Cheyenne Regional Medical Center Receives American Heart Association’s Mission: Lifeline® Gold PLUS Award

July 6, 2016

Award demonstrates CRMC’s commitment to quality care for heart attack patients

Cheyenne, WY—Cheyenne Regional Medical Center has received the Mission: Lifeline® Gold PLUS Receiving Recognition Award for implementing prompt, evidence-based care for patients experiencing severe heart attacks.

Mission: Lifeline is an American Heart Association program that recognizes referring hospitals, receiving hospitals and emergency medical services agencies for their success in using Mission: Lifeline criteria to improve quality of care for heart attack patients. The program awards gold, silver and bronze levels of recognition. Eligible hospitals must meet the program’s measures at a prescribed level for a designated period to receive an award.

CRMC earned the gold plus recognition by meeting specific Mission: Lifeline criteria and standards of performance for the quick and appropriate treatment of patients having STEMI heart attacks, including opening blocked arteries. A STEMI, or ST-segment elevation myocardial infarction, is the most deadly type of heart attack and is caused by a complete blockage of blood flow to the heart.

“Cheyenne Regional Medical Center has the unique challenge of helping heart attack patients who may be arriving from 1 to 100 or more miles away. Over the past several years, we have worked with first responders and rural hospitals in our region to establish guidelines and protocols that ensure heart attack patients are receiving the best and most appropriate heart attack treatments,” said cardiologist Muhammad Khan, MD, medical director of cardiovascular care at CRMC. “These treatments are based on clinical guidelines established by the American Heart Association and are what have helped our cardiovascular team achieve the high level of quality care that we are being recognized for.”

Each year in the United States, approximately 250,000 people experience a STEMI. To prevent death, it’s critical to immediately restore blood flow, either by surgically opening the blocked vessel or by giving clot-busting medication.

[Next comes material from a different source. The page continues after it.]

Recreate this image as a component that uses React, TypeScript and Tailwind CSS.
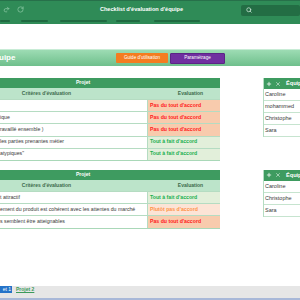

One of the criteria for earning the Mission: Lifeline gold award is for a hospital to have a “door-to-device” time of 90 minutes or less at least 85 percent of the time.

The American College of Cardiology recommends less than 90 minutes for “door-to-balloon” time, the time between a patient arriving at the emergency department and when a balloon device is inflated in the blocked vessel. CRMC has an average door-to-balloon time of about 55 minutes for treating STEMI patients.

The “plus” award is added for those receiving hospitals that have a “first door-to-device time” of 120 minutes or less at least 75 percent of the time. This means that the receiving hospital, such as CRMC, is able to open a blocked artery in severe heart attack patients within 120 minutes of those patients arriving at a referring hospital and then being transferred to CRMC for treatment.

“We commend Cheyenne Regional Medical Center for this achievement award, which reflects a significant institutional commitment to the highest quality of care for their heart attack patients,” said James G. Jollis, MD, chair of the Mission: Lifeline Advisory Working Group. “Achieving this award means the hospital has met specific reporting and achievement measures for the treatment of their patients who suffer heart attacks and we applaud them for their commitment to quality and timely care.”